Bu çerçevede sorunun doğru tanımlanması gerçek anlamda bir yüzleşme için elzem. Bu konuda ilk altı çizilecek durumlardan biri Ermenilere dönük katliamların ne zaman başladığı meselesi. 2. Abdülhamid döneminde 1860’lı yıllar sürecin başlangıcına işaret ediyor. Burada Türk milliyetçiliğinden çok İslamcı ideolojinin kullanışlı unsur olduğunu görüyoruz.
Bir diğeri 1915 Ermeni Soykırımı’nın Türk milliyetçiliği zemininde esas olarak bir sermaye transferi sürecinin parçası oluşudur. Cumhuriyet’in üzerine oturduğu zeminlerden biri de budur. Bugün "Kürt Soykırımı" üzerine nasıl yeni bir rejim kurulmaya çalışılıyorsa benzeri bir durum Ermeniler için de geçerliydi. Bugün de dünün kaymağını yiyen egemen sınıflar fiilen yürüyen soykırımı desteklemektedir.

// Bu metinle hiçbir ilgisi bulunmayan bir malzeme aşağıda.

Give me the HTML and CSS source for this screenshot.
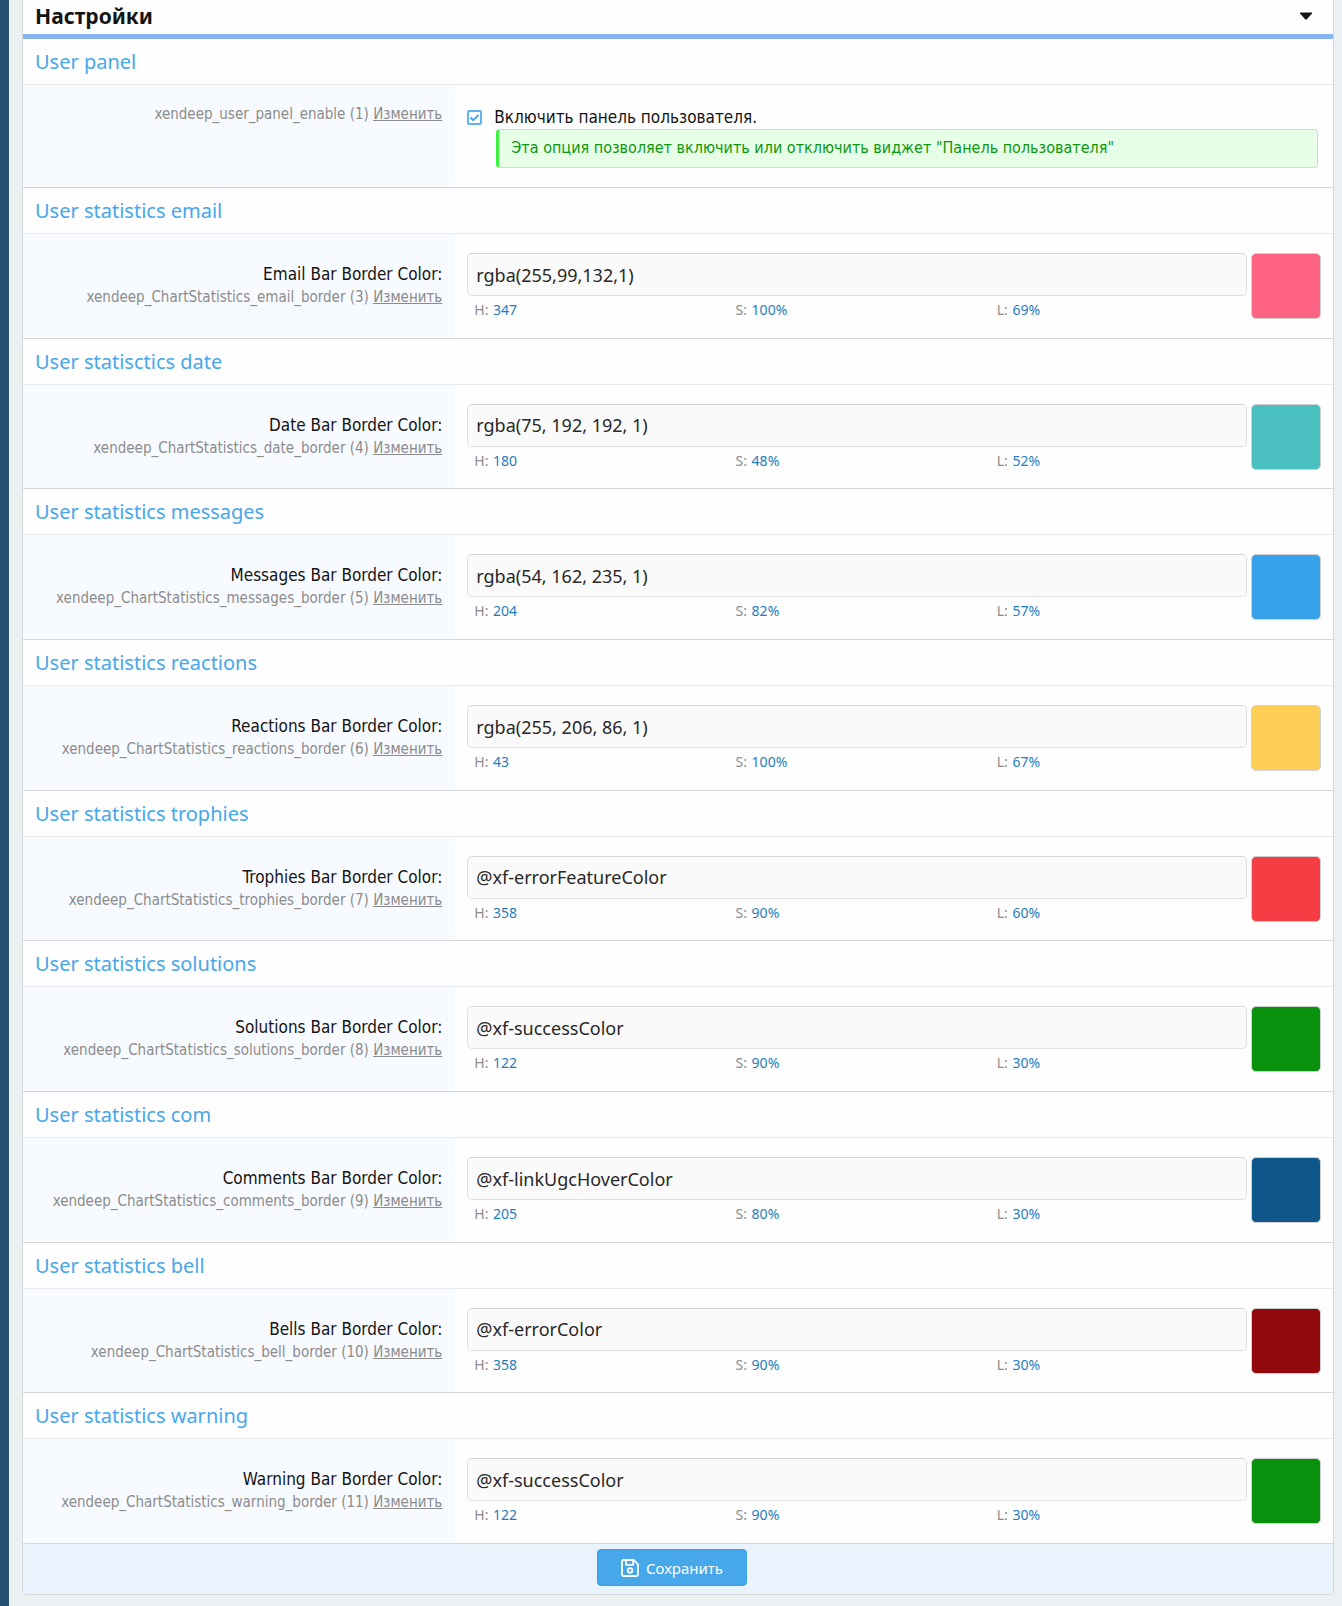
FILE: index.html
```html
<!DOCTYPE html>
<html lang="ru">
<head>
    <meta charset="UTF-8">
    <meta name="viewport" content="width=device-width, initial-scale=1.0">
    <title>Настройки</title>
    <link rel="stylesheet" href="styles.css">
</head>
<body>
    <form class="block" id="optionsForm">
        <h1 class="block-header">
            Настройки
            <svg class="caret" width="12" height="8" viewBox="0 0 12 8"><path d="M0 0.5h12v1L6.6 7.4h-1.2L0 1.5z" fill="#141414"/></svg>
        </h1>

        <section class="group group--first">
            <h2 class="group-title">User panel</h2>
            <div class="row">
                <div class="row-label">
                    <div class="row-hint">xendeep_user_panel_enable (1) <a href="#">Изменить</a></div>
                </div>
                <div class="row-main">
                    <label class="choice">
                        <input type="checkbox" checked>
                        <span>Включить панель пользователя.</span>
                    </label>
                    <div class="explain">Эта опция позволяет включить или отключить виджет "Панель пользователя"</div>
                </div>
            </div>
        </section>

        <section class="group">
            <h2 class="group-title">User statistics email</h2>
            <div class="row">
                <div class="row-label">
                    <label for="emailBorder">Email Bar Border Color:</label>
                    <div class="row-hint">xendeep_ChartStatistics_email_border (3) <a href="#">Изменить</a></div>
                </div>
                <div class="row-main color">
                    <div class="color-value">
                        <input type="text" id="emailBorder" value="rgba(255,99,132,1)">
                        <div class="hsl"><span>H: <b>347</b></span><span>S: <b>100%</b></span><span>L: <b>69%</b></span></div>
                    </div>
                    <button type="button" class="swatch swatch--pink" aria-label="Email Bar Border Color"></button>
                </div>
            </div>
        </section>

        <section class="group">
            <h2 class="group-title">User statisctics date</h2>
            <div class="row">
                <div class="row-label">
                    <label for="dateBorder">Date Bar Border Color:</label>
                    <div class="row-hint">xendeep_ChartStatistics_date_border (4) <a href="#">Изменить</a></div>
                </div>
                <div class="row-main color">
                    <div class="color-value">
                        <input type="text" id="dateBorder" value="rgba(75, 192, 192, 1)">
                        <div class="hsl"><span>H: <b>180</b></span><span>S: <b>48%</b></span><span>L: <b>52%</b></span></div>
                    </div>
                    <button type="button" class="swatch swatch--teal" aria-label="Date Bar Border Color"></button>
                </div>
            </div>
        </section>

        <section class="group">
            <h2 class="group-title">User statistics messages</h2>
            <div class="row">
                <div class="row-label">
                    <label for="messagesBorder">Messages Bar Border Color:</label>
                    <div class="row-hint">xendeep_ChartStatistics_messages_border (5) <a href="#">Изменить</a></div>
                </div>
                <div class="row-main color">
                    <div class="color-value">
                        <input type="text" id="messagesBorder" value="rgba(54, 162, 235, 1)">
                        <div class="hsl"><span>H: <b>204</b></span><span>S: <b>82%</b></span><span>L: <b>57%</b></span></div>
                    </div>
                    <button type="button" class="swatch swatch--blue" aria-label="Messages Bar Border Color"></button>
                </div>
            </div>
        </section>

        <section class="group">
            <h2 class="group-title">User statistics reactions</h2>
            <div class="row">
                <div class="row-label">
                    <label for="reactionsBorder">Reactions Bar Border Color:</label>
                    <div class="row-hint">xendeep_ChartStatistics_reactions_border (6) <a href="#">Изменить</a></div>
                </div>
                <div class="row-main color">
                    <div class="color-value">
                        <input type="text" id="reactionsBorder" value="rgba(255, 206, 86, 1)">
                        <div class="hsl"><span>H: <b>43</b></span><span>S: <b>100%</b></span><span>L: <b>67%</b></span></div>
                    </div>
                    <button type="button" class="swatch swatch--yellow" aria-label="Reactions Bar Border Color"></button>
                </div>
            </div>
        </section>

        <section class="group">
            <h2 class="group-title">User statistics trophies</h2>
            <div class="row">
                <div class="row-label">
                    <label for="trophiesBorder">Trophies Bar Border Color:</label>
                    <div class="row-hint">xendeep_ChartStatistics_trophies_border (7) <a href="#">Изменить</a></div>
                </div>
                <div class="row-main color">
                    <div class="color-value">
                        <input type="text" id="trophiesBorder" value="@xf-errorFeatureColor">
                        <div class="hsl"><span>H: <b>358</b></span><span>S: <b>90%</b></span><span>L: <b>60%</b></span></div>
                    </div>
                    <button type="button" class="swatch swatch--red" aria-label="Trophies Bar Border Color"></button>
                </div>
            </div>
        </section>

        <section class="group">
            <h2 class="group-title">User statistics solutions</h2>
            <div class="row">
                <div class="row-label">
                    <label for="solutionsBorder">Solutions Bar Border Color:</label>
                    <div class="row-hint">xendeep_ChartStatistics_solutions_border (8) <a href="#">Изменить</a></div>
                </div>
                <div class="row-main color">
                    <div class="color-value">
                        <input type="text" id="solutionsBorder" value="@xf-successColor">
                        <div class="hsl"><span>H: <b>122</b></span><span>S: <b>90%</b></span><span>L: <b>30%</b></span></div>
                    </div>
                    <button type="button" class="swatch swatch--green" aria-label="Solutions Bar Border Color"></button>
                </div>
            </div>
        </section>

        <section class="group">
            <h2 class="group-title">User statistics com</h2>
            <div class="row">
                <div class="row-label">
                    <label for="commentsBorder">Comments Bar Border Color:</label>
                    <div class="row-hint">xendeep_ChartStatistics_comments_border (9) <a href="#">Изменить</a></div>
                </div>
                <div class="row-main color">
                    <div class="color-value">
                        <input type="text" id="commentsBorder" value="@xf-linkUgcHoverColor">
                        <div class="hsl"><span>H: <b>205</b></span><span>S: <b>80%</b></span><span>L: <b>30%</b></span></div>
                    </div>
                    <button type="button" class="swatch swatch--navy" aria-label="Comments Bar Border Color"></button>
                </div>
            </div>
        </section>

        <section class="group">
            <h2 class="group-title">User statistics bell</h2>
            <div class="row">
                <div class="row-label">
                    <label for="bellBorder">Bells Bar Border Color:</label>
                    <div class="row-hint">xendeep_ChartStatistics_bell_border (10) <a href="#">Изменить</a></div>
                </div>
                <div class="row-main color">
                    <div class="color-value">
                        <input type="text" id="bellBorder" value="@xf-errorColor">
                        <div class="hsl"><span>H: <b>358</b></span><span>S: <b>90%</b></span><span>L: <b>30%</b></span></div>
                    </div>
                    <button type="button" class="swatch swatch--maroon" aria-label="Bells Bar Border Color"></button>
                </div>
            </div>
        </section>

        <section class="group">
            <h2 class="group-title">User statistics warning</h2>
            <div class="row">
                <div class="row-label">
                    <label for="warningBorder">Warning Bar Border Color:</label>
                    <div class="row-hint">xendeep_ChartStatistics_warning_border (11) <a href="#">Изменить</a></div>
                </div>
                <div class="row-main color">
                    <div class="color-value">
                        <input type="text" id="warningBorder" value="@xf-successColor">
                        <div class="hsl"><span>H: <b>122</b></span><span>S: <b>90%</b></span><span>L: <b>30%</b></span></div>
                    </div>
                    <button type="button" class="swatch swatch--green" aria-label="Warning Bar Border Color"></button>
                </div>
            </div>
        </section>

        <div class="submit-row">
            <button type="submit" class="button-save">
                <svg width="18" height="18" viewBox="0 0 18 18" fill="none" stroke="currentColor" stroke-width="1.8" stroke-linejoin="round">
                    <path d="M2.5 1h10.2L17 5.3v10.2a1.5 1.5 0 0 1-1.5 1.5h-13A1.5 1.5 0 0 1 1 15.5v-13A1.5 1.5 0 0 1 2.5 1z"/>
                    <path d="M5 1v4.8h7.2V1"/>
                    <circle cx="9" cy="11.4" r="2.3"/>
                </svg>
                Сохранить
            </button>
        </div>
    </form>
</body>
</html>
```

FILE: styles.css
```css
* {
    box-sizing: border-box;
}

body {
    margin: 0;
    min-height: 100vh;
    display: flex;
    flex-direction: column;
    padding: 0 8px 11px 13px;
    border-left: 9px solid #265070;
    background: #ebf0f3;
    color: #141414;
    font-family: 'DejaVu Sans Condensed', 'Noto Sans', sans-serif;
    font-size: 17px;
    line-height: 22px;
}

.block {
    flex: 1;
    display: flex;
    flex-direction: column;
    background: #fefefe;
    border: 1px solid #d8d8d8;
    border-top: none;
    border-radius: 0 0 5px 5px;
}

.block-header {
    display: flex;
    align-items: center;
    justify-content: space-between;
    margin: 0;
    padding: 2px 21px 4px 12px;
    border-bottom: 5px solid #87b4ec;
    font-family: 'Noto Sans', sans-serif;
    font-size: 21px;
    font-weight: 700;
    line-height: 28px;
}

.group {
    flex: 1 0 auto;
    display: flex;
    flex-direction: column;
    border-bottom: 1px solid #d8d8d8;
}

.group--first {
    flex-grow: 0;
}

.group-title {
    margin: 0;
    padding: 9px 12px 8px;
    border-bottom: 1px solid #e9e9e9;
    color: #47a7eb;
    font-family: 'Noto Sans', sans-serif;
    font-size: 20px;
    font-weight: 400;
    line-height: 28px;
}

.row {
    flex: 1;
    display: flex;
}

.row-label {
    flex: 0 0 33%;
    padding: 18px 13px;
    background: #f7faff;
    text-align: right;
}

.row-label label {
    display: block;
    padding: 11px 0 1px;
}

.row-hint {
    color: #8c8c8c;
    font-size: 15px;
}

.row-hint a {
    color: inherit;
}

.row-main {
    flex: 1;
    min-width: 0;
    padding: 19px 12px 18px;
}

.choice {
    display: flex;
    align-items: center;
    gap: 12px;
    padding-top: 2px;
}

.choice input {
    appearance: none;
    width: 15px;
    height: 15px;
    margin: 0;
    border: 2px solid #60b4f0;
    border-radius: 2px;
    background: no-repeat center/11px url("data:image/svg+xml,%3Csvg xmlns='http://www.w3.org/2000/svg' viewBox='0 0 11 11'%3E%3Cpath d='M1.5 5.5l2.700 2.700L9.500 3' fill='none' stroke='%2347a7eb' stroke-width='1.800'/%3E%3C/svg%3E");
}

.explain {
    margin: 1px 3px 1px 29px;
    padding: 7px 12px 8px;
    border: 1px solid #d8d8d8;
    border-left: 3px solid #3df23d;
    border-radius: 4px;
    background: #e6ffe6;
    color: #0f9610;
    font-size: 16px;
}

.color {
    display: flex;
    align-items: flex-start;
    gap: 4px;
}

.color-value {
    flex: 1;
    min-width: 0;
}

.color-value input {
    display: block;
    width: 100%;
    height: 43px;
    padding: 0 8px;
    border: 1px solid #dfdfdf;
    border-top-color: #d8d8d8;
    border-radius: 5px;
    background: #fafafa;
    color: #282828;
    font-family: 'Noto Sans', sans-serif;
    font-size: 18px;
}

.hsl {
    display: grid;
    grid-template-columns: repeat(3, 1fr);
    gap: 4px;
    padding-top: 4px;
    color: #8c8c8c;
    font-family: 'Noto Sans', sans-serif;
    font-size: 14px;
    line-height: 19px;
}

.hsl span {
    padding-left: 7px;
}

.hsl b {
    margin-left: 1px;
    color: #1f7dbf;
    font-weight: 400;
}

.swatch {
    width: 70px;
    height: 66px;
    padding: 0;
    border: 1px solid #d0d0d0;
    border-radius: 5px;
    cursor: pointer;
}

.swatch--pink { background: #ff6384; }
.swatch--teal { background: #4bc0c0; }
.swatch--blue { background: #36a2eb; }
.swatch--yellow { background: #ffce56; }
.swatch--red { background: #f53d43; }
.swatch--green { background: #08910d; }
.swatch--navy { background: #0f568a; }
.swatch--maroon { background: #91080d; }

.submit-row {
    display: flex;
    justify-content: center;
    padding: 5px 12px 8px 0;
    border-radius: 0 0 5px 5px;
    background: #e8f3fd;
}

.button-save {
    display: flex;
    align-items: center;
    gap: 7px;
    height: 37px;
    padding: 0 23px;
    border: 1px solid #3b9fe8;
    border-radius: 4px;
    background: #47a7eb;
    color: #fefefe;
    font-family: 'Noto Sans', sans-serif;
    font-size: 15px;
    cursor: pointer;
}
```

Gerek Ermeni Soykırımı gerekse bugün yaşananlara karşı toplumsal hesaplaşmaya dönüşmeyen bir yüzleşme yaşanmadığı taktirde, daha çok katliamlar görürüz.
Bugün yaşanan katliamlara gözünü kapayıp yüzyıl sonra birilerinin göz yaşı dökmesinin ölenler için pek bir anlamı yok.